Using the listing below, report all lines holding the word "React".

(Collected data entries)
□ □ □

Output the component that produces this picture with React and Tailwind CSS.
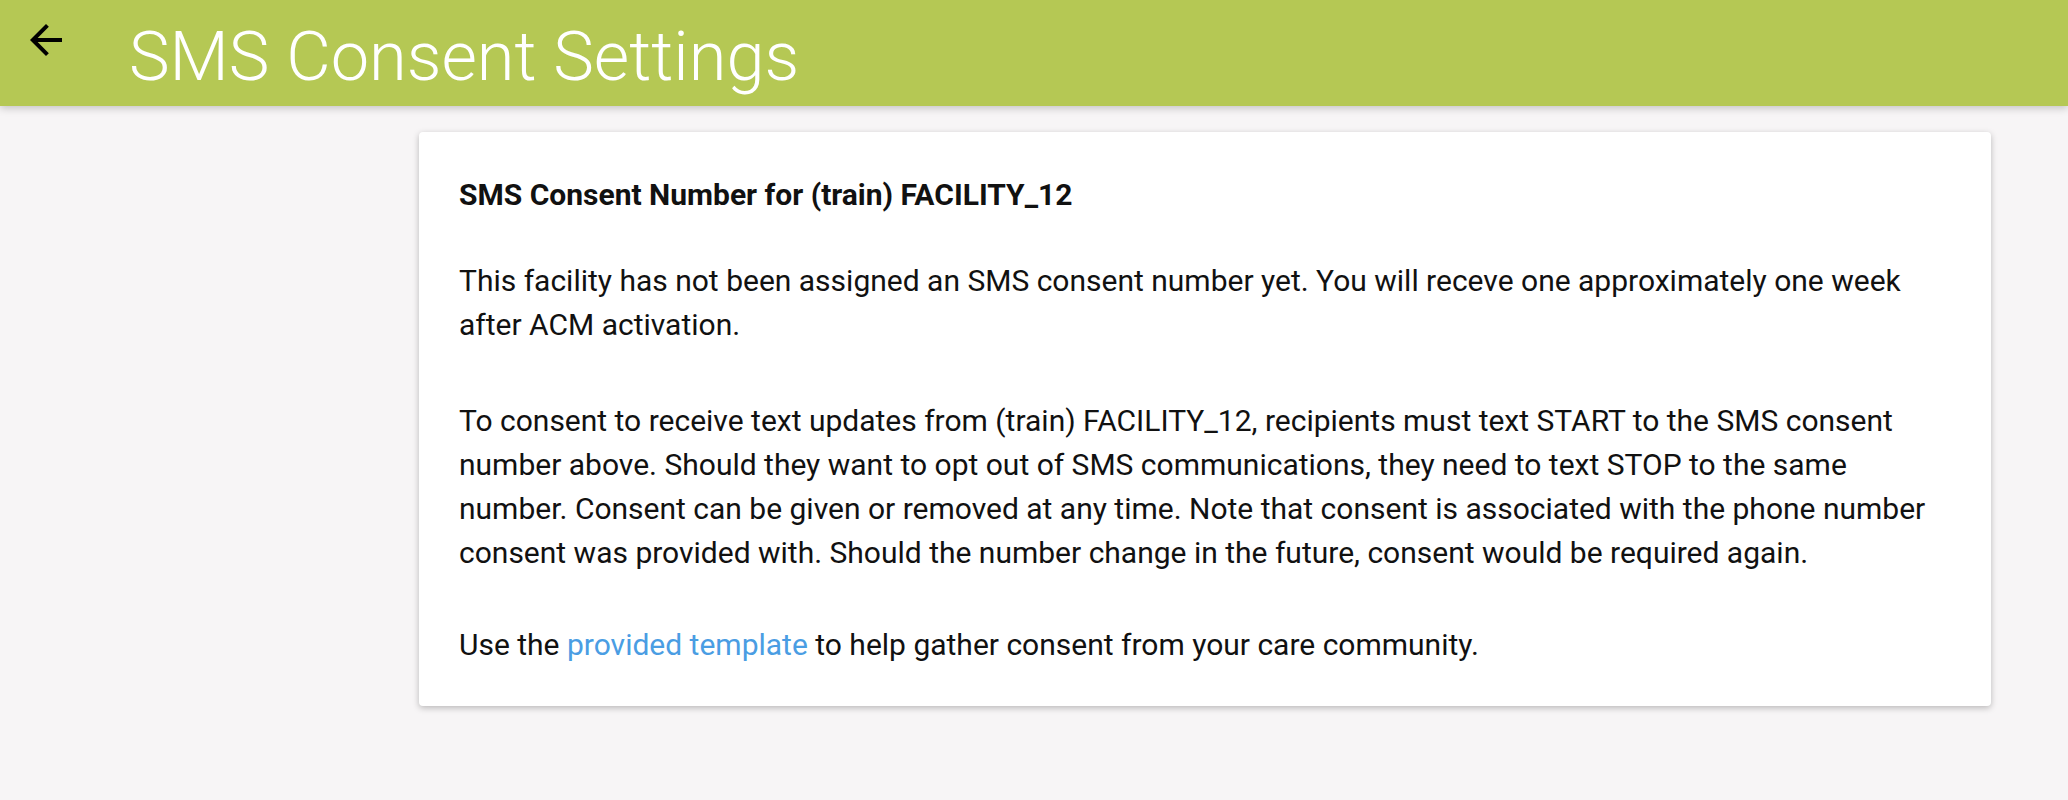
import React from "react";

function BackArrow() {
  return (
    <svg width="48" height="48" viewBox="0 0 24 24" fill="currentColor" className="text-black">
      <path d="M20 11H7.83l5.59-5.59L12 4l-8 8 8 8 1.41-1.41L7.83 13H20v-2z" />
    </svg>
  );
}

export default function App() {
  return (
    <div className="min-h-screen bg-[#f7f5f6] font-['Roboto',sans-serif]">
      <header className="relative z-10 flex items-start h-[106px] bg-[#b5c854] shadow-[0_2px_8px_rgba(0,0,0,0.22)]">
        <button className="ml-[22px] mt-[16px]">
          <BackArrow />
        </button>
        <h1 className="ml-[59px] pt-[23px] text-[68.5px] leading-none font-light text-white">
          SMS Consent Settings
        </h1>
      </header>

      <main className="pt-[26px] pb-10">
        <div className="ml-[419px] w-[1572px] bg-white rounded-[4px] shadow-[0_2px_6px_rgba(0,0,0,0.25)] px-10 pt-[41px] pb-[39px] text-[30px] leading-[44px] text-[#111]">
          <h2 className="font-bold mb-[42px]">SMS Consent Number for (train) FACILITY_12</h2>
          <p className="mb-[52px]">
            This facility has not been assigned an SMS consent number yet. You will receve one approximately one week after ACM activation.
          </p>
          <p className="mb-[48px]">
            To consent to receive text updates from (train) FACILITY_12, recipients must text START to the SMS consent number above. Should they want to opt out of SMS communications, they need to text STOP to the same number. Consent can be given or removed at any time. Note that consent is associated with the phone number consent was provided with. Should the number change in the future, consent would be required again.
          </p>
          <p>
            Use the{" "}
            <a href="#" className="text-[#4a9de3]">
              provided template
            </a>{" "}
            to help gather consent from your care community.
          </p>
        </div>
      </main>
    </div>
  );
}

□ □ □

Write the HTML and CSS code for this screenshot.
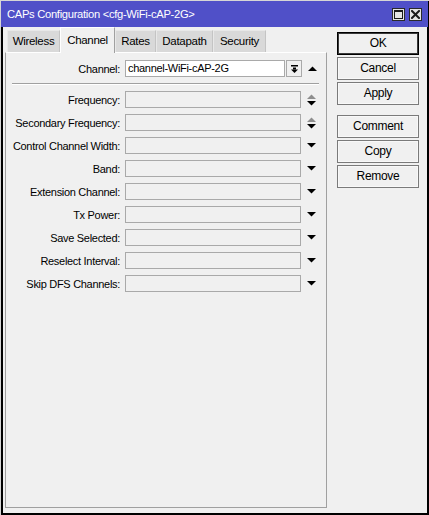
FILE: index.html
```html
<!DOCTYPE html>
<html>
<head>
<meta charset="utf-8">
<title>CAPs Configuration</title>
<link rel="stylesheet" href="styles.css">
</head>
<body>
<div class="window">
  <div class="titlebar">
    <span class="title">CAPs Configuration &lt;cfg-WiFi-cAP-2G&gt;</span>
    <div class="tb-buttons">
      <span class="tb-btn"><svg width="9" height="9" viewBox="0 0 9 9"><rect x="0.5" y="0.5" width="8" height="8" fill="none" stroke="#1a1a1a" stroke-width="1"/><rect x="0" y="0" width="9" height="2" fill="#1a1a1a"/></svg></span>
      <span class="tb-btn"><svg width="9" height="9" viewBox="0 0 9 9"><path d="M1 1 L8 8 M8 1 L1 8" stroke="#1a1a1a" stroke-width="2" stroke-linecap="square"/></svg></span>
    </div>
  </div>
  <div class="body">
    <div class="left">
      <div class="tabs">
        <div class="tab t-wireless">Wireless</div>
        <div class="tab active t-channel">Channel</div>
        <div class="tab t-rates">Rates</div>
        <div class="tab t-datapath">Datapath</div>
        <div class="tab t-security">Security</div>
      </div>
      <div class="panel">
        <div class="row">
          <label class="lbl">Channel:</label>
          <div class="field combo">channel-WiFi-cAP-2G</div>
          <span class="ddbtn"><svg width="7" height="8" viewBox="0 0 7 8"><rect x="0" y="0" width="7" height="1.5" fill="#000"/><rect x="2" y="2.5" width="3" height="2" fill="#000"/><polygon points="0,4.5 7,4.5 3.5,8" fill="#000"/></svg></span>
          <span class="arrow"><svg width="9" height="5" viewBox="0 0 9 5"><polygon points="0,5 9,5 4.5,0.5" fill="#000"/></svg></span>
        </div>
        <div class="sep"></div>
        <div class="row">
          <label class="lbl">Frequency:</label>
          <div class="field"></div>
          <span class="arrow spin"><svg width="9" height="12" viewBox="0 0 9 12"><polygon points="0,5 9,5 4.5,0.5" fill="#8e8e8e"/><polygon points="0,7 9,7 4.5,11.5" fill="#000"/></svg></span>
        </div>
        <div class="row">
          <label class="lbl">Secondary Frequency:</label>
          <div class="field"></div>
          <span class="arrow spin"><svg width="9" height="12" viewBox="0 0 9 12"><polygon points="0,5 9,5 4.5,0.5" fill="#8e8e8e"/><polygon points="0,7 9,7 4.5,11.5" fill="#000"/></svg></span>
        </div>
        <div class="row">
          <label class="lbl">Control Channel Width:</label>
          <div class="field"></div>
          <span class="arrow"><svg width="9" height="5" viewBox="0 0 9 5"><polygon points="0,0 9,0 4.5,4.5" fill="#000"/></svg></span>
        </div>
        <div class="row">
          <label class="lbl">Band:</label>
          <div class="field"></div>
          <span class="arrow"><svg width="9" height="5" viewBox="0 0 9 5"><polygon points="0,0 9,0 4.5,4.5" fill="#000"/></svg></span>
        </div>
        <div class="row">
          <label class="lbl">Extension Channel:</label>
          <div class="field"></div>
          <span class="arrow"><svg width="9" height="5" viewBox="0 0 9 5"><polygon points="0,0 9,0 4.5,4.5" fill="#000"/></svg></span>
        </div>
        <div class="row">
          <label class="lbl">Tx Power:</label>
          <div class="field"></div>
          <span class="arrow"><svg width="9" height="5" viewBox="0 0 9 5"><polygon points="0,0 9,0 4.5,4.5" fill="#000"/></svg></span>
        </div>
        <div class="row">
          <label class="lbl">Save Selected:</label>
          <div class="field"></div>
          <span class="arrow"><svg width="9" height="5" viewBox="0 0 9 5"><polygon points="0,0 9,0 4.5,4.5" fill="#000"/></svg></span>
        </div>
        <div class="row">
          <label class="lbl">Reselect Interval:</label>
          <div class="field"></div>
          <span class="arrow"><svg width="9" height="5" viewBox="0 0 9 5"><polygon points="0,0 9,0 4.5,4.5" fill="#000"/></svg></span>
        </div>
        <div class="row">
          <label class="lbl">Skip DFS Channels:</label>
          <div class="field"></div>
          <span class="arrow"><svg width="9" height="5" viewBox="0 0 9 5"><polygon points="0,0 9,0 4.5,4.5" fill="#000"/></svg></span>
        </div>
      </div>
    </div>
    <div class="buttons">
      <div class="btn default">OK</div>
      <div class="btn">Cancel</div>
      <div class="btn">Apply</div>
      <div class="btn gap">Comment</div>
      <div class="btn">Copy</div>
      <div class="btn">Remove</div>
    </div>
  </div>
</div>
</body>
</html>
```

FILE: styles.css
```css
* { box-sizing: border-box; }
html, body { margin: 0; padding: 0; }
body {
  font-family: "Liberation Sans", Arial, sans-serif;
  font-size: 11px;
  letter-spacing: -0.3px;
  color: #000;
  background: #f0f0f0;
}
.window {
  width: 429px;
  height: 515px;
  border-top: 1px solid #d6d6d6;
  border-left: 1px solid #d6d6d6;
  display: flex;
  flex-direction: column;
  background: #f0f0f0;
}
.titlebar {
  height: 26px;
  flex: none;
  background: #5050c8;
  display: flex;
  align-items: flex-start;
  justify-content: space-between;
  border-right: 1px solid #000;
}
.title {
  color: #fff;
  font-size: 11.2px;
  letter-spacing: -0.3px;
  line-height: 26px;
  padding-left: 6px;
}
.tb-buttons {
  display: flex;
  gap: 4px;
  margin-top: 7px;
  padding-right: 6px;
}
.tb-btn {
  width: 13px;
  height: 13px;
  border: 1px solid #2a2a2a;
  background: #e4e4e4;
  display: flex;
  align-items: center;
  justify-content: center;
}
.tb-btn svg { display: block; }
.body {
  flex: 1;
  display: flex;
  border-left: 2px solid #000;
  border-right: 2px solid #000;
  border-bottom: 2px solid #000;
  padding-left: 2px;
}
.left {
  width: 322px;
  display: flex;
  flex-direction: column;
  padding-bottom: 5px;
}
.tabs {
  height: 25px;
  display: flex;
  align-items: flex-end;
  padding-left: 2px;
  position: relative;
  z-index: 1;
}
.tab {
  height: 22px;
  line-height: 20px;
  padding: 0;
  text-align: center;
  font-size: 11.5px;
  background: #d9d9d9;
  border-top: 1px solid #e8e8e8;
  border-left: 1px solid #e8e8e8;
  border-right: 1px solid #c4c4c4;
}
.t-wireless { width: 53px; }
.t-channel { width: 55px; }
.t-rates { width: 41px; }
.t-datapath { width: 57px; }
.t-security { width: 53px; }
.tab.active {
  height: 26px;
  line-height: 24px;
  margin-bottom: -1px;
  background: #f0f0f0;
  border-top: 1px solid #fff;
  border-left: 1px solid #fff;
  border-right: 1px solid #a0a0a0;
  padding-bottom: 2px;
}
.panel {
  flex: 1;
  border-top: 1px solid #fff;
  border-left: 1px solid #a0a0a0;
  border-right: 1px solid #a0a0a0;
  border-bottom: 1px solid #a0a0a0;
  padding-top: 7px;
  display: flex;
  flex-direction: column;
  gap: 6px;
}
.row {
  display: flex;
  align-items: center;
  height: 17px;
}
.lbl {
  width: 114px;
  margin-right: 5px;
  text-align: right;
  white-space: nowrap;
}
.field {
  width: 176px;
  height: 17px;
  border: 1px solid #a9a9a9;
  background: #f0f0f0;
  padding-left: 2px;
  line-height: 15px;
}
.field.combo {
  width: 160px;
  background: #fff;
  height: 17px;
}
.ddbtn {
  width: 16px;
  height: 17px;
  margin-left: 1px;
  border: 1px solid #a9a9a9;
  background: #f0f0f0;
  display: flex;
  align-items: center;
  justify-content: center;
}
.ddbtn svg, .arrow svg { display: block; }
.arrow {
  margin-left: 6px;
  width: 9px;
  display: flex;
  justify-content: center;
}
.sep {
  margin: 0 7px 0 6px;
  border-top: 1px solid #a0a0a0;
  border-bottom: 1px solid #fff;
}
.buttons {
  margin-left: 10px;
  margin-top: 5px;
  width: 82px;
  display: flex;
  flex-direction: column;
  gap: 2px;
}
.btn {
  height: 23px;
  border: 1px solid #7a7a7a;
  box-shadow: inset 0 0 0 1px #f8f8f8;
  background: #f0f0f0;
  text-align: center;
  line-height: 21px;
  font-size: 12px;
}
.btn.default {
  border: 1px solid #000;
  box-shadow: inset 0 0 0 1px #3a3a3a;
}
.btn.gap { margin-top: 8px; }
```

□ □ □

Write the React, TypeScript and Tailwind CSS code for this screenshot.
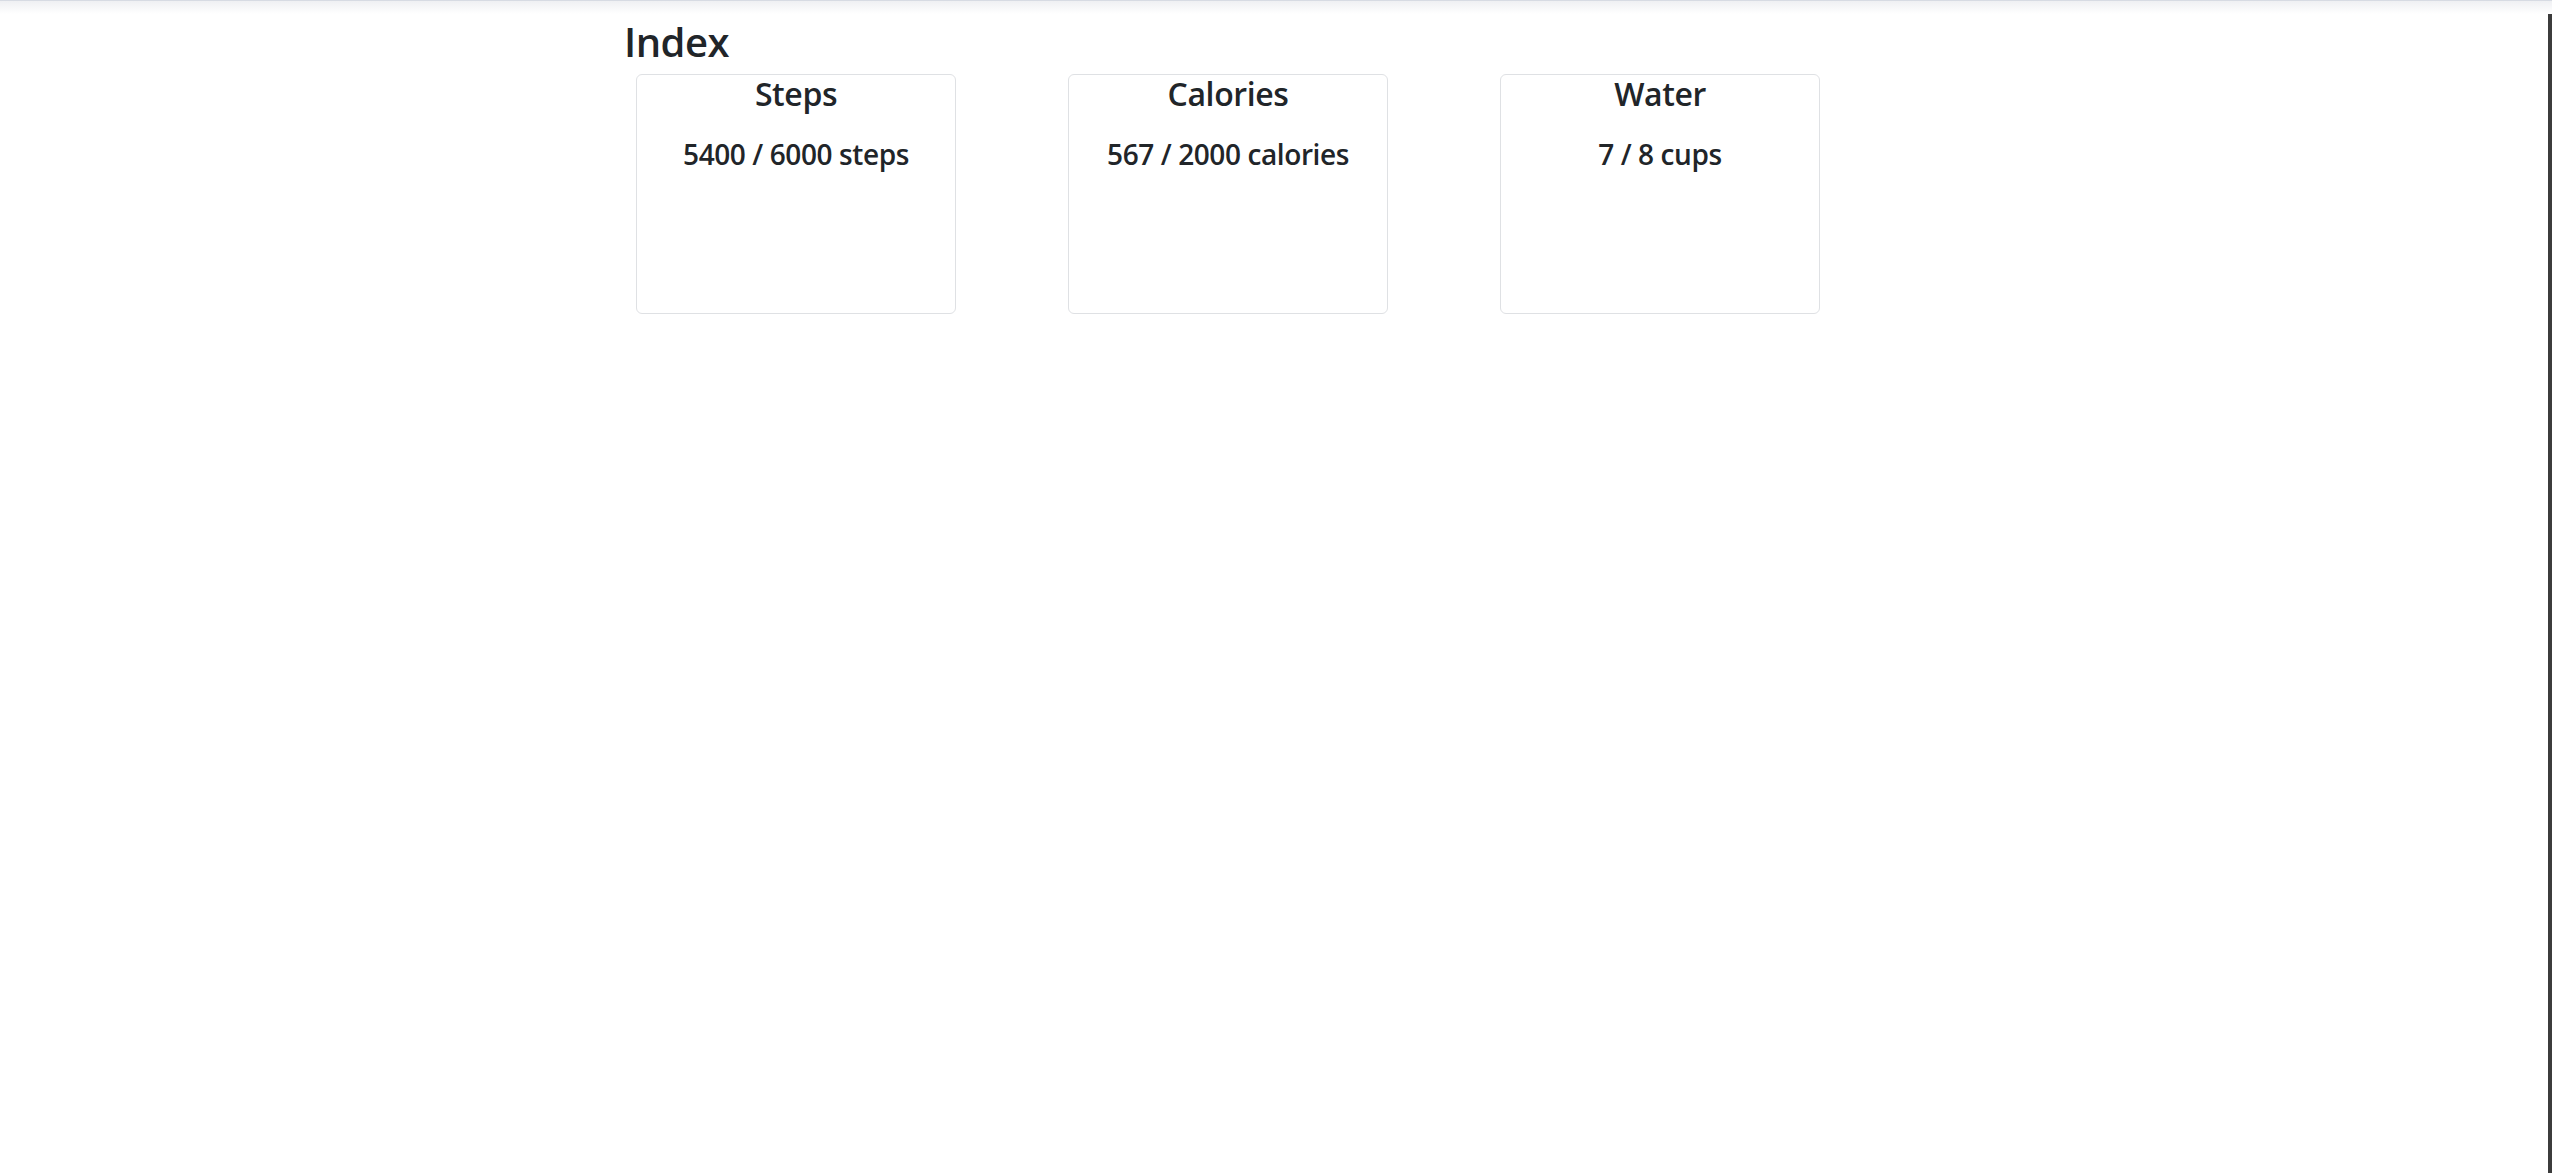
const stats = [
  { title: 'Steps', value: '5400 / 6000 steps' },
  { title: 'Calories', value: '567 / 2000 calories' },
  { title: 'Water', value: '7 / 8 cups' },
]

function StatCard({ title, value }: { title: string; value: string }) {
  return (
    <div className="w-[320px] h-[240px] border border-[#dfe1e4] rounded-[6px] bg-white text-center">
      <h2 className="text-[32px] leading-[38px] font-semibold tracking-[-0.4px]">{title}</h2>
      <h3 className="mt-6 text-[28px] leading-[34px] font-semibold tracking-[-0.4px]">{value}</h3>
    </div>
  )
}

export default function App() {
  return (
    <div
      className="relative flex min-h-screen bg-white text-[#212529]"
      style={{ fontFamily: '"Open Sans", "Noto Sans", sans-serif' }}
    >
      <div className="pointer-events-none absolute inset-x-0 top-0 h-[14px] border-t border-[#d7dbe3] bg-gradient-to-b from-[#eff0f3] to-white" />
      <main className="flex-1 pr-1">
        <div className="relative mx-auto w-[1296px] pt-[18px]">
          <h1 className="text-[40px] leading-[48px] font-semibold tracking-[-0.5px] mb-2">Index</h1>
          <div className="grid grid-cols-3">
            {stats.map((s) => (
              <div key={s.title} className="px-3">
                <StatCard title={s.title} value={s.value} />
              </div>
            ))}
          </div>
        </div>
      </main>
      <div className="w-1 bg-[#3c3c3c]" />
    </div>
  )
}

□ □ □

Output ->
Output the component that produces this picture with React and Tailwind CSS.
import React from "react";
Write the React, TypeScript and Tailwind CSS code for this screenshot.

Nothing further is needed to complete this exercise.